During the visit, Zananiri rejected a two-state solution and Israel’s continued existence, and condoned the use of violence as a means to achieve Palestinian aims.

He tried to immigrate to Australia following that visit on a fiancée visa after proposing to marry an Australian pro-Palestinian activist, but was denied a visa to do so by the Department of Immigration in the Fraser Government – in part because there were reportedly concerns he was seeking to move here to become the PLO representative in Australia.

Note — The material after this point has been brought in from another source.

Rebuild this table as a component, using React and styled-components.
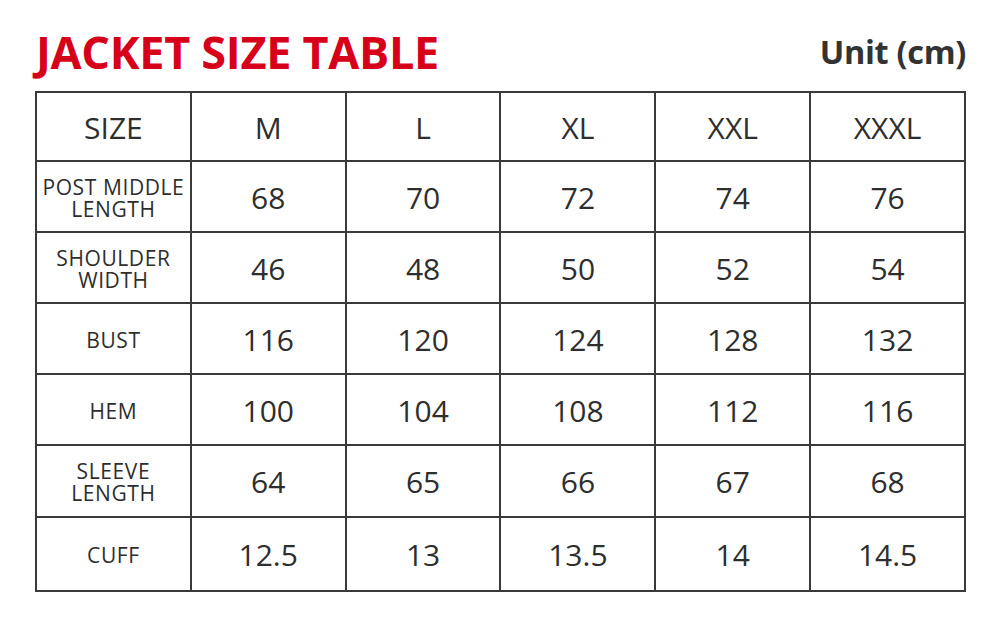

According to the booklet  The Palestinian Community in Australia (published by thePalestinian International Institute, based in Amman, Jordan), he finally emigrated to Australia in 1988 after having “had long and deep experience with the Union of Palestinian Students, an important affiliate of the PLO.”

Zananiri has remained a prominent Sydney-based Palestinian activist ever since, often speaking at pro-Palestinian events.

According to its website, the AAF “crafted” the Sydney Statement “in consultation with leading community figures and renowned advocates for Palestine from diverse backgrounds… in response to the incessant violations by Israel of the Palestinian people’s human, political, economic and national rights under international law, including their right to self-determination and nationhood.”

Note that the above statement is explicit that the purpose of the Statement is to condemn Israel’s alleged racist “violations” against Palestinians, not to provide a tool against racism Palestinians may suffer in Australia or other countries in which they live.

 

Conclusion

It is clear that, for the authors of the Sydney Statement, “Anti-Palestinianism” is simply a new gloss on the traditional Palestinian narrative of victimhood at the hands of a brutal oppressor, accompanied by a litany of traditional Palestinian demands.

Any sensible and knowledgeable person reviewing the statement should recognise it for what it is – and also note that it has nothing to with the battle against racism, much less the widely used IHRA Working Definition of Antisemitism, even though that is its target.